Два здоровенных кобеля зарычали, ощерившись незваному гостю, готовые прыгнуть и порвать его.
- Чего это вы заворчали и не стыдно вам? Мы же с вами одной крови...
Собаки притихли, завиляли хвостами и подошли. Егор потрепал их за ушами рукой, а они только щурили глазки, словно прося извинения. На крыльцо вышел Тонин отец.
- Ничего себе... коленкор получается. Клава, - крикнул он громко, зовя жену, - ты посмотри - наши кобели к Егору Борисовичу ластятся и даже не лают.
Самохины и Сибирцев поздоровались. Егор произнес:
- Зачем им на меня лаять, рычать или кусаться? Я же произнес заветное слово - мы с тобой одной крови. Читали "Маугли"?
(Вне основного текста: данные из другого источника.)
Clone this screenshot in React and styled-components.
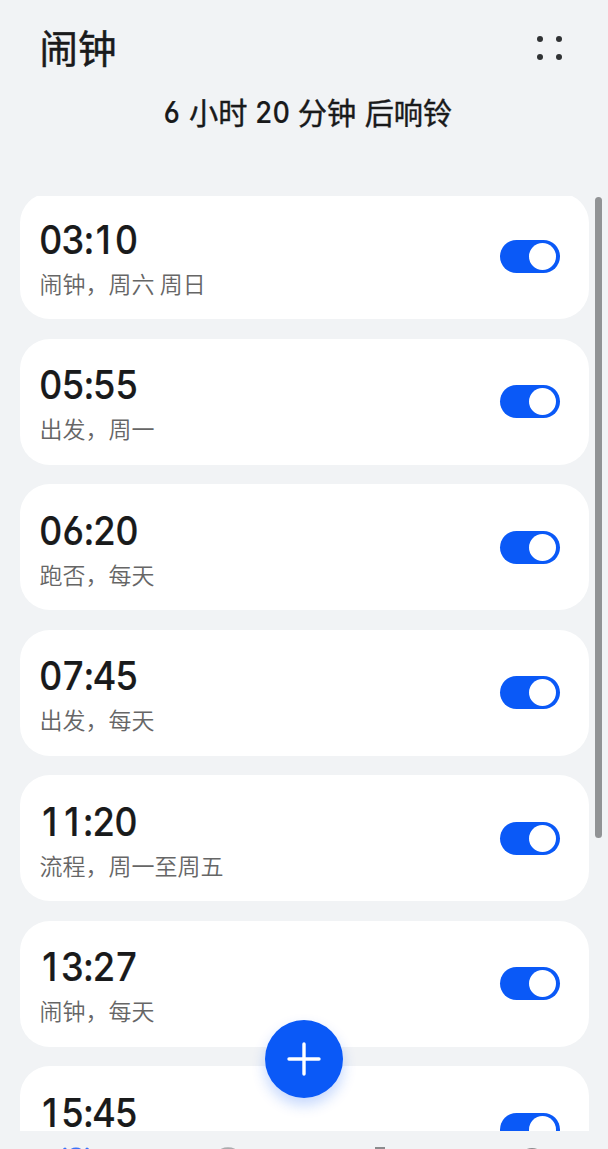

- Читали, читали, - с улыбкой произнесла Клавдия Ивановна, - проходите в дом, Егор Борисович.
Тоня все еще удивленно посматривала на Егора, погладила собак и тоже вошла в дом. Сибирцев начал разговор сразу, не успев присесть:
- Собственно я за одним только пришел, Клавдия Ивановна и Антон Николаевич. Мы с Тоней любим друг друга и я прошу у вас ее руки.
Тоня подошла к нему, прижалась, покраснела и опустила голову, словно разглядывая половицы.
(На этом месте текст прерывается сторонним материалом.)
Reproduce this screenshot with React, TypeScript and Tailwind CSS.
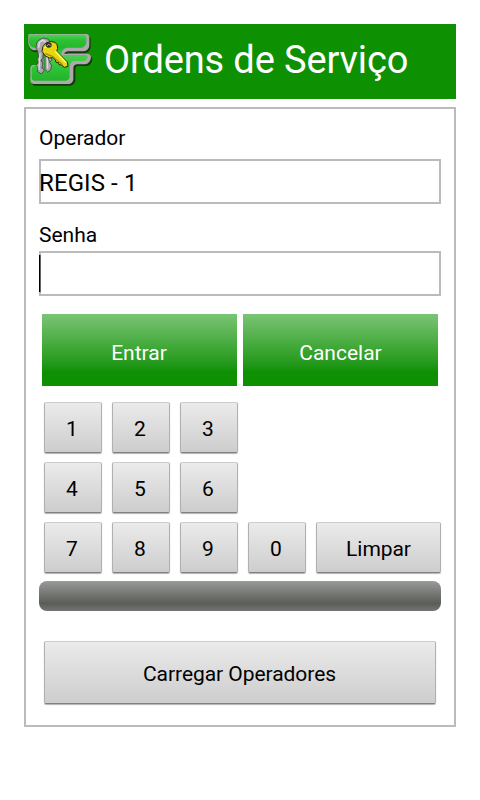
import { useState } from "react";

const keyStyle =
  "flex items-center justify-center rounded-[2px] border border-t-[#cccccc] border-x-[#b0b0b0] border-b-[#808080] bg-linear-to-b from-[#ebebeb] to-[#cdcdcd] pt-[5px] text-[21px] text-black shadow-[0_1px_1px_rgba(0,0,0,0.3)]";

const digitStyle = "h-[51px] pr-[2px]";

const actionStyle =
  "flex h-[72px] w-[195px] items-center justify-center bg-linear-to-b from-[#79c474] via-[#41a938] via-45% to-[#0d9103] to-80% pt-[8px] text-[21px] text-white";

function Logo() {
  return (
    <svg className="h-[75px] w-[80px] shrink-0" viewBox="12 12 240 225">
      <defs>
        <linearGradient id="bar" gradientUnits="userSpaceOnUse" x1="0" y1="44" x2="0" y2="184">
          <stop offset="0" stopColor="#4bd452" />
          <stop offset="0.12" stopColor="#2cc234" />
          <stop offset="0.28" stopColor="#25b62c" />
          <stop offset="0.45" stopColor="#48cf4f" />
          <stop offset="0.7" stopColor="#30c438" />
          <stop offset="1" stopColor="#21b329" />
        </linearGradient>
      </defs>
      <g strokeLinejoin="round">
        {/* drop shadow */}
        <path
          d="M31 48H203Q212 49 212 59V80Q210 97 194 99H148Q138 100 137 108H207Q217 109 217 119Q214 136 199 138H174Q166 139 166 149V182Q162 196 151 197H44Q35 195 34 184V146Q35 140 43 139H66V96H42Q29 92 28 78Z"
          fill="#123b0b"
        />
        {/* grey bevel */}
        <path
          d="M28 42H198Q208 43 208 53V77Q206 91 191 94H146Q134 95 133 101H203Q213 102 213 113Q210 131 195 133H170Q160 134 160 146V179Q157 191 146 192H41Q31 190 31 180V144Q32 136 41 135H66V91H40Q27 86 25 68V44Z"
          fill="#aea9ac"
        />
        <path
          d="M28 44H193Q199 45 199 53V69Q196 80 186 83H141Q126 86 124 105H197Q205 106 203 113Q200 121 190 123H163Q150 125 149 139V171Q147 181 138 182H42Q35 181 35 175V146Q36 139 43 138H70V83H41Q29 80 27 66Z"
          fill="url(#bar)"
        />
      </g>
      <g strokeLinejoin="round">
        {/* silver keys */}
        <path
          d="M57 60Q68 50 84 57L92 69L90 87L84 92L95 103V120L89 127L95 136L92 149L83 157L75 148V98L71 94L69 114L63 121L69 131L66 142L73 151L64 162L52 154L54 143L48 136L55 128L51 118L56 110L53 94L48 84L50 69Z"
          fill="#aaa7aa"
          stroke="#303030"
          strokeWidth="2"
        />
        <path d="M60 100L57 149M81 99L83 146" stroke="#dedcde" strokeWidth="4" fill="none" />
        <path d="M70 99L67 147M91 107L85 117L90 126" stroke="#5c5c5c" strokeWidth="3" fill="none" />
        <path d="M56 83L58 67L68 60L77 66" stroke="#d8d6d8" strokeWidth="5" fill="none" />
        {/* gold key */}
        <path
          d="M78 69Q91 61 105 67Q114 73 113 85L110 94L142 126L144 139L133 142L123 134L118 135L115 127L109 128L106 120L99 113L89 114L76 108L66 94L69 79Z"
          fill="#e8d610"
          stroke="#262311"
          strokeWidth="3"
        />
        <path d="M74 84Q80 75 94 71M106 94L138 128" stroke="#fff666" strokeWidth="5" fill="none" />
        <path d="M76 101L97 109L128 134" stroke="#a08f10" strokeWidth="4" fill="none" />
        <ellipse cx="86" cy="75" rx="9" ry="8" fill="#292b27" />
        <path d="M80 78Q84 70 92 76" stroke="#b9b7ba" strokeWidth="3" fill="none" />
      </g>
    </svg>
  );
}

function App() {
  const [senha, setSenha] = useState("");

  const press = (n: number) => setSenha(senha + n);

  return (
    <div className="h-[800px] w-[480px] bg-white px-6 pt-6 font-['Roboto',sans-serif] text-black">
      <header className="flex h-[75px] bg-[#0d9103] text-white">
        <Logo />
        <h1 className="pt-[7px] text-[38px] leading-[58px] tracking-[-0.13px] whitespace-nowrap">
          Ordens de Serviço
        </h1>
      </header>

      <main className="mt-2 h-[620px] border-2 border-[#bbbbbb] px-[13px]">
        <div className="h-[50px] pt-[17px] text-[21px] leading-[24px]">Operador</div>
        <div className="flex h-[45px] items-center border-2 border-[#bbbbbb] pt-[2px] text-[24px]">
          <span className="-ml-[2px] tracking-[0.1px]">REGIS - 1</span>
        </div>

        <div className="h-[47px] pt-[19px] text-[21px] leading-[24px]">Senha</div>
        <div className="flex h-[45px] items-center border-2 border-[#bbbbbb] text-[24px]">
          <span>{"•".repeat(senha.length)}</span>
          <span className="-ml-[2px] h-[37px] w-[2px] border-r border-[#666666] bg-black" />
        </div>

        <div className="mt-[18px] flex justify-between px-[3px]">
          <button className={`${actionStyle} pr-px`}>Entrar</button>
          <button className={actionStyle}>Cancelar</button>
        </div>

        <div className="mt-4 ml-[5px] grid grid-cols-[58px_58px_58px_58px_125px] gap-x-[10px] gap-y-[9px]">
          {[1, 2, 3, 4, 5, 6, 7, 8, 9, 0].map((n) => (
            <button
              key={n}
              onClick={() => press(n)}
              className={`${keyStyle} ${digitStyle} ${n === 4 || n === 7 ? "col-start-1" : ""}`}
            >
              {n}
            </button>
          ))}
          <button onClick={() => setSenha("")} className={`${keyStyle} h-[51px] tracking-[-0.05px]`}>
            Limpar
          </button>
        </div>

        <div className="mt-2 h-[30px] rounded-[8px] bg-linear-to-b from-[#999b99] via-[#5b5d59] via-75% to-[#737572]" />

        <button className={`${keyStyle} mt-[30px] ml-[5px] h-[63px] w-[392px] pr-px tracking-[-0.05px]`}>
          Carregar Operadores
        </button>
      </main>
    </div>
  );
}

export default App;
- Чего тут говорить, - ответил отец, - если дочка вас любит, Егор Борисович - мы с матерью будем только рады.
Он подошел протянул руку, пожал и обнял Егора.
- Живите и будьте счастливы, - добавил он.
Клавдия Ивановна смахнула набежавшую слезинку, подошла и обняла Егора.
- Ну что, мать, накрывай на стол, сегодня у нас праздник и отметить его надо по-настоящему. Когда свадьбу играть думаете? - спросил отец.
- Мы не обсуждали с Тоней этот вопрос, но думаю, что готовы в любое время. Давайте вместе подумаем.
- Давайте подумаем, это правильно, - согласился отец, - ты чего, Тоня, к Егору Борисовичу жмешься, успеешь еще..., иди, матери помоги на стол накрыть.
Он пригласил Егора присесть в кресло и продолжил:
- Сейчас конец августа, а в начале сентября люди уйдут в орешник после копки картошки. В октябре вернутся, отдохнут немного и за мясом, но это немного, несколько дней займет перед холодами. Потом за пушниной. Свадьбу нужно играть через неделю, пока еще тепло и люди не очень заняты - вся деревня придет и из района некоторые приедут. Можно и в начале ноября, но на улице уже холодно.
- Причем здесь улица? - недоуменно спросил Егор.